3. E finalmente chegamos ao terceiro ponto que não pode ser esquecido, e que de certo modo, amplia e consolida os dois primeiros, dando-lhes mesmo um fundamento filosófico: Em qualquer processo de inclusão, não podemos pensar em aparar, ou por outra, em homogenizar as diferenças. ao contrário, me parece que o maior desafio dentro do processo de inclusão é o de incluir as diferenças, com todas as suas especificidades.

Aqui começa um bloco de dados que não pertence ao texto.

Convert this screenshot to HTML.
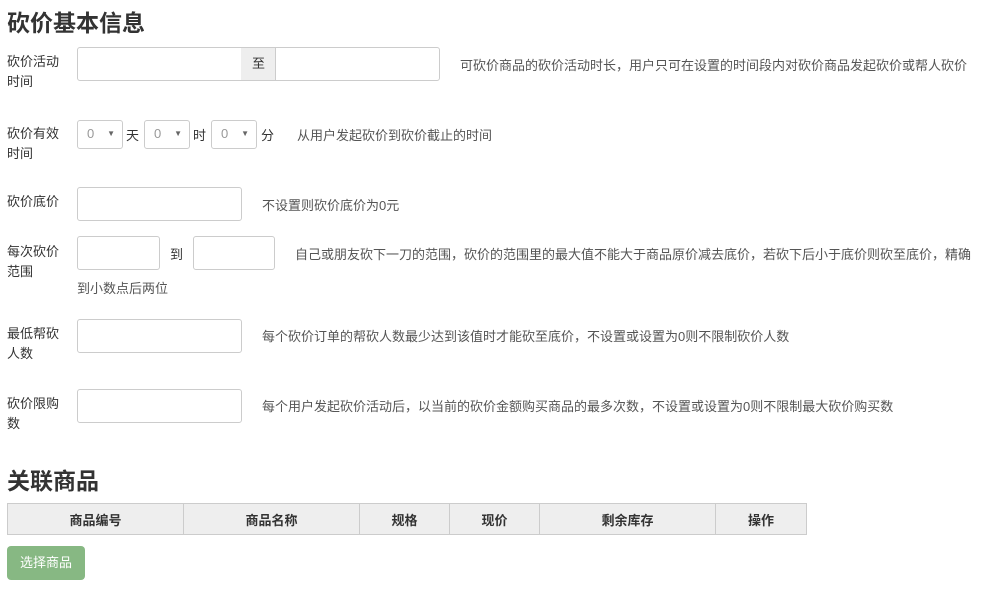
<!DOCTYPE html><html><head><meta charset="utf-8"><style>
body{margin:0;width:983px;height:591px;background:#fff;font-family:"Liberation Sans","Noto Sans CJK SC",sans-serif;color:#333;font-size:13px;position:relative;overflow:hidden}
.a{position:absolute;white-space:nowrap}
.h{font-size:23px;font-weight:bold;color:#333}
.l{line-height:20px;color:#333}
.i{position:absolute;border:1px solid #ccc;border-radius:3px;background:#fff;box-sizing:border-box}
.s{position:absolute;border:1px solid #ccc;border-radius:3px;box-sizing:border-box;color:#999;font-size:13px;line-height:26px;padding-left:9px}
.s:after{content:"▼";position:absolute;right:7px;top:0;font-size:8px;color:#666}
.t{color:#555}
table{position:absolute;left:7px;top:503px;border-collapse:collapse}
td{border:1px solid #ccc;background:#eee;height:31px;padding:0;text-align:center;font-weight:bold;font-size:13px;box-sizing:border-box}
</style></head><body>
<div class="a h" style="left:7px;top:4px">砍价基本信息</div>

<div class="a l" style="left:7px;top:52px">砍价活动<br>时间</div>
<div class="i" style="left:77px;top:47px;width:165px;height:34px;border-radius:3px 0 0 3px"></div>
<div class="a" style="left:241px;top:47px;width:35px;height:34px;background:#eee;border-top:1px solid #ccc;border-bottom:1px solid #ccc;box-sizing:border-box;text-align:center;line-height:32px">至</div>
<div class="i" style="left:275px;top:47px;width:165px;height:34px;border-radius:0 3px 3px 0"></div>
<div class="a t" style="left:460px;top:55px">可砍价商品的砍价活动时长，用户只可在设置的时间段内对砍价商品发起砍价或帮人砍价</div>

<div class="a l" style="left:7px;top:124px">砍价有效<br>时间</div>
<div class="s" style="left:77px;top:120px;width:46px;height:29px">0</div>
<div class="a" style="left:126px;top:125px">天</div>
<div class="s" style="left:144px;top:120px;width:46px;height:29px">0</div>
<div class="a" style="left:193px;top:125px">时</div>
<div class="s" style="left:211px;top:120px;width:46px;height:29px">0</div>
<div class="a" style="left:261px;top:125px">分</div>
<div class="a t" style="left:297px;top:125px">从用户发起砍价到砍价截止的时间</div>

<div class="a l" style="left:7px;top:192px">砍价底价</div>
<div class="i" style="left:77px;top:187px;width:165px;height:34px"></div>
<div class="a t" style="left:262px;top:195px">不设置则砍价底价为0元</div>

<div class="a l" style="left:7px;top:242px">每次砍价<br>范围</div>
<div class="i" style="left:77px;top:236px;width:83px;height:34px"></div>
<div class="a" style="left:170px;top:244px">到</div>
<div class="i" style="left:193px;top:236px;width:82px;height:34px"></div>
<div class="a t" style="left:295px;top:244px">自己或朋友砍下一刀的范围，砍价的范围里的最大值不能大于商品原价减去底价，若砍下后小于底价则砍至底价，精确</div>
<div class="a t" style="left:77px;top:278px">到小数点后两位</div>

<div class="a l" style="left:7px;top:324px">最低帮砍<br>人数</div>
<div class="i" style="left:77px;top:319px;width:165px;height:34px"></div>
<div class="a t" style="left:262px;top:326px">每个砍价订单的帮砍人数最少达到该值时才能砍至底价，不设置或设置为0则不限制砍价人数</div>

<div class="a l" style="left:7px;top:394px">砍价限购<br>数</div>
<div class="i" style="left:77px;top:389px;width:165px;height:34px"></div>
<div class="a t" style="left:262px;top:396px">每个用户发起砍价活动后，以当前的砍价金额购买商品的最多次数，不设置或设置为0则不限制最大砍价购买数</div>

<div class="a h" style="left:7px;top:462px">关联商品</div>
<table><tr><td style="width:176px">商品编号</td><td style="width:176px">商品名称</td><td style="width:90px">规格</td><td style="width:90px">现价</td><td style="width:176px">剩余库存</td><td style="width:91px">操作</td></tr></table>
<div class="a" style="left:7px;top:546px;width:78px;height:34px;background:#87b883;border-radius:4px;color:#fff;text-align:center;line-height:34px">选择商品</div>
</body></html>
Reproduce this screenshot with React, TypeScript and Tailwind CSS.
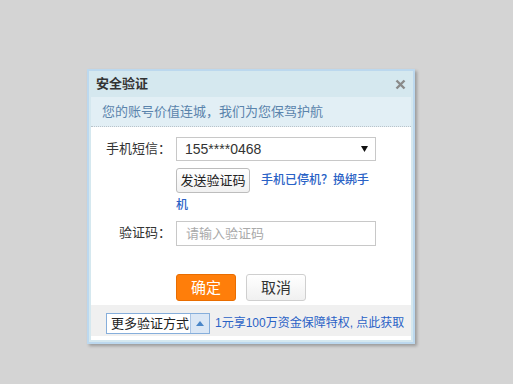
const font = "font-['Liberation_Sans','Noto_Sans_CJK_SC',sans-serif]";

function CloseIcon() {
  return (
    <svg width="11" height="11" viewBox="0 0 11 11" className="block">
      <path d="M1.5 1.5 L9.5 9.5 M9.5 1.5 L1.5 9.5" stroke="#8a8a8a" strokeWidth="2.4" />
    </svg>
  );
}

function FormRow({ label, children, className = "" }: { label: string; children: React.ReactNode; className?: string }) {
  return (
    <div className={`flex items-start ${className}`}>
      <div className="w-[80px] text-right text-[13px] leading-[24px] text-[#333]">{label}</div>
      <div className="ml-[5px] w-[200px]">{children}</div>
    </div>
  );
}

export default function App() {
  return (
    <div className={`min-h-[384px] w-full bg-[#d4d4d4] pl-[87px] pt-[69px] ${font}`}>
      <div className="w-[328px] border-2 border-[#bcd8ee] bg-[#d5e8ef] shadow-[2px_2px_3px_rgba(0,0,0,0.28)]">
        {/* header */}
        <div className="flex h-[26px] items-center justify-between pl-[7px] pr-[7px]">
          <span className="text-[13px] font-bold leading-[26px] text-[#333]">安全验证</span>
          <CloseIcon />
        </div>

        <div className="mx-[2px] mb-[2px] bg-white pb-[4px]">
          {/* banner */}
          <div className="h-[30px] border-b border-dotted border-[#b9c3ca] bg-[#e2eff5] pl-[11px] text-[13px] leading-[29px] text-[#5a84ac]">
            您的账号价值连城，我们为您保驾护航
          </div>

          <FormRow label="手机短信：" className="mt-[10px]">
            <div className="flex h-[24px] items-center justify-between border border-[#c8c8c8] pl-[8px] pr-[7px]">
              <span className="text-[14px] text-[#333]">155****0468</span>
              <svg width="7" height="6" viewBox="0 0 7 6">
                <path d="M0 0 H7 L3.5 6 Z" fill="#111" />
              </svg>
            </div>
          </FormRow>

          {/* send code + rebind link */}
          <div className="mt-[7px] ml-[85px] w-[200px] text-[12px] leading-[25px]">
            <div className="flex items-start">
              <button className="h-[25px] w-[74px] whitespace-nowrap rounded-[3px] border border-[#bdbdbd] bg-gradient-to-b from-white to-[#f1f1f1] p-0 text-[13px] leading-[23px] text-[#222]">
                发送验证码
              </button>
              <a className="ml-[11px] cursor-pointer whitespace-nowrap font-medium text-[#2a62c6]">
                手机已停机？换绑手
              </a>
            </div>
            <a className="block cursor-pointer font-medium text-[#2a62c6]">机</a>
          </div>

          <FormRow label="验证码：" className="mt-[3px]">
            <div className="flex h-[25px] items-center border border-[#c8c8c8] pl-[9px] text-[13px] text-[#aaa]">
              请输入验证码
            </div>
          </FormRow>

          <div className="mt-[28px] ml-[85px] flex gap-[10px]">
            <button className="h-[27px] w-[60px] rounded-[3px] border border-[#e96d00] bg-[#ff7e0a] text-[15px] leading-[25px] text-white">
              确定
            </button>
            <button className="h-[27px] w-[60px] rounded-[3px] border border-[#cfcfcf] bg-gradient-to-b from-white to-[#f0f0f0] text-[15px] leading-[25px] text-[#333]">
              取消
            </button>
          </div>

          {/* footer */}
          <div className="mt-[4px] flex h-[31px] items-start bg-[#f0f0f0] pl-[15px] pt-[8px]">
            <div className="flex h-[21px] w-[104px] border border-[#86aedb] bg-white">
              <span className="flex-1 whitespace-nowrap pl-[4px] text-[13px] leading-[19px] text-[#222]">更多验证方式</span>
              <span className="flex w-[19px] items-center justify-center border-l border-[#a9c4e4] bg-[#dbe7f5]">
                <svg width="8" height="5" viewBox="0 0 8 5">
                  <path d="M0 5 L4 0 L8 5 Z" fill="#4a86c8" />
                </svg>
              </span>
            </div>
            <a className="ml-[5px] cursor-pointer whitespace-nowrap text-[12px] leading-[21px] text-[#2a62c6]">
              1元享100万资金保障特权, 点此获取
            </a>
          </div>
        </div>
      </div>
    </div>
  );
}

Eu penso que a gente precisa ver a cegueira como ela é de fato: A cegueira, em relação à visão, é uma diferença, uma diferença e tanto; a cegueira, em relação à visão, envolve um outro universo, que é o "universo tátil"; envolve portanto, uma série de estratégias que são completamente diversas daquelas presentes no universo visual; envolve a adoção do relevo, envolve a adoção de medidas que chamem o sentido do tato à sua tarefa primordial, ou seja, à tarefa de levar a criança cega a um conhecimento competente do mundo.

Me parece que para que dê certo um processo de inclusão, é preciso que se aceite essa premissa básica:
A inclusão da cegueira como diferença.
Não como uma diferença ameaçadora, apta a gerar o medo, a insegurança, a frustração, não como uma diferença que aparta, que discrimina; mas como uma diferença que é também complemento para a educação visual; uma diferença que apresenta a cegueira não como uma limitação física, mas como uma realidade que se for devidamente abordada, ensinará à sociedade, sobre as potencialidades e as capacidades do seu portador.

Isso é o que a gente poderia chamar de estratégia de resgate do sujeito global; isso exige que se coloque o sistema braille como a peça mais fundamental dentro de um conjunto de estratégias outras que visem esse resgate.

Isso envolve vontade política, disposição de educadores, bibliotecários, de todos enfim que estão envolvidos no processo da chamada educação especial; mas para além dessa vontade política, dessa disposição, isso exige amor pelo braille. amor que culmine com a sua defesa intransigente como ferramenta indispensável na educação de crianças cegas, antes que seja tarde, antes que as nossas crianças, adolecentes e jovens cegos se convertam em "excelentes ouvintes de textos", mas sejam completamente analfabetos em leitura e escrita braille; sejam completamente analfabetos no que toca à conformação gramatical e ortográfica da sua e de outras línguas, seja completamente analfabetos com respeito à cultura escrita, um dos maiores legados da humanidade.